Two New York City correction officers and a captain were arrested Wednesday on charges that they handcuffed and beat an inmate unconscious with a baton at Rikers Island and then falsified documents to cover it up, the authorities said.

The Times further reported:

The arrests were part of a months long inquiry by the city’s Investigation Department into “a pattern of lawless conduct at Rikers that must be brought under control,” Mark G. Peters, the department commissioner, said in a statement.

Tellingly, this article appeared not on the front page, but on page 21! And no conclusions were drawn about the deeper meaning of the brutal beating and related similar incidents, including fatal ones, at the prison. There were absolutely no suggestions that the conduct of the Rikers officials signaled the moral decay of American society. There were no “experts” quoted as saying that we are all responsible.

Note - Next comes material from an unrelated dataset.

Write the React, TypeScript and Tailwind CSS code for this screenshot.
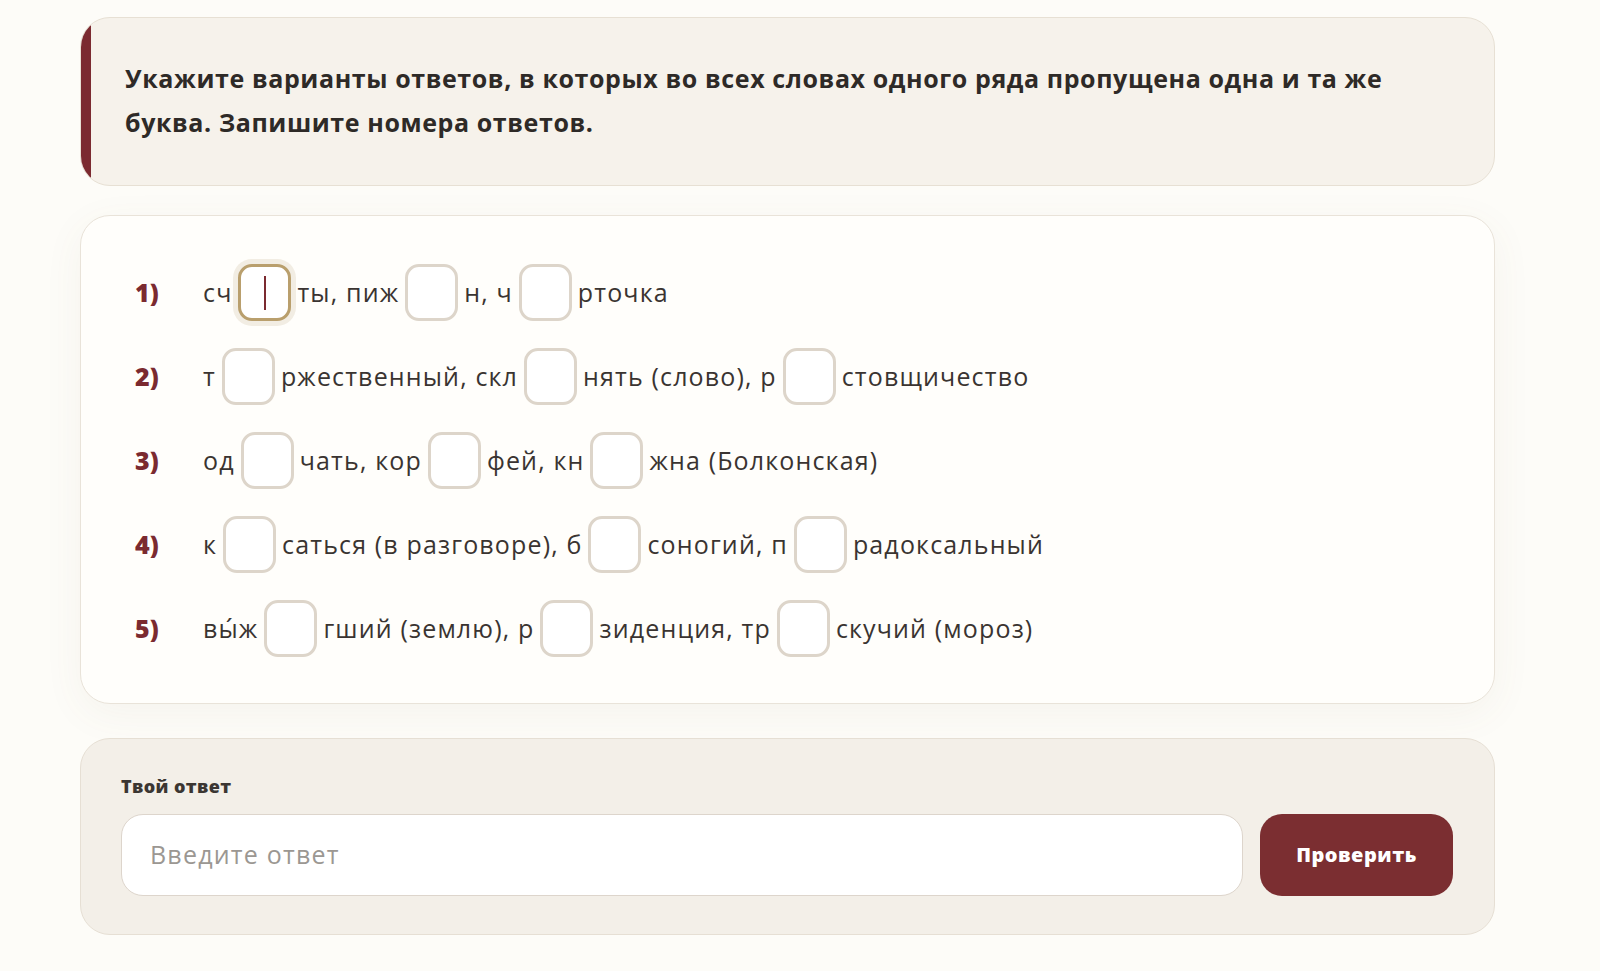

Unfortunately, the double standard at the Times when it comes to moral indictments of Israel is not new; this is just the latest example.

But the double standards in Erlanger’s article were just beginning, for he was not content to just quote the “respected” Anshel Pfeffer. To administer the coup de grâce, Erlanger turned to one Tamir Lion:

… an anthropologist who studies youth, [who] said he was troubled by the changing attitudes among Israel’s young people. For many years, Mr. Lion interviewed soldiers about why they chose to enter combat units. “The answers,” he said on Israel Radio, “were always about the challenge, to show I could make it, the prestige involved.”

That began to change in 2000, he said. “I started to get answers — not a lot, but some — like: ‘To kill Arabs.’ The first time I heard it, it was at the time of the large terror attacks, and since then it has not stopped.

Mr. Lion, head of research at the Ethos Institute, said he was troubled. “Today I can say, and everyone who works with youth will say it, Jewish youth in Israel hate Arabs without connection to their parents or their own party affiliation and their own political opinions.”

Really? Jewish youth hate Arabs? Did Erlanger and his editors find this charge so obvious and so compelling, that there was no need to, for example, consult other experts who might disagree? Like for example, a pollster?

As it turns out there is recent credible polling data, right in the middle of the period referred to by Lion, that demolishes Lion’s and Erlanger’s core claim.

The survey in question was carried out by the Maagar Mohot Survey Institute, headed by Professor Yitzchak Katz, for Tel Aviv University’s School of Education and the Citizens’ Empowerment Center in Israel.

In a representative sampling of Israeli youth, age 15-18, published in March 2010, respondents were asked a number of questions including:

Do you think that the slogan “death to the Arabs” is legitimate or racist and illegitimate?

Total Jews: Legitimate 21% Not 73% Other 6%
Secular: Legitimate 16% Not 78% Other 6%
Religious Legitimate 45% Not 45% Other 10%

That is, 73% of Jews between the ages of 15 and 18 thought the chant “Death to the Arabs” was racist and illegitimate. Does that sound like they hate Arabs?

And asked:

Would you be prepared to have an Arab friend of the same sex?

Total Jews: Yes 63% No 34% Other 5%
Secular: Yes 71% No 23% Other 6%
Religious Yes 18% No 81% Other 1%

Again, does this support the charge that Israeli Jewish teens hate Arabs, when despite the suicide bombings these kids grew up with, almost two thirds of them would be prepared to have an Arab friend?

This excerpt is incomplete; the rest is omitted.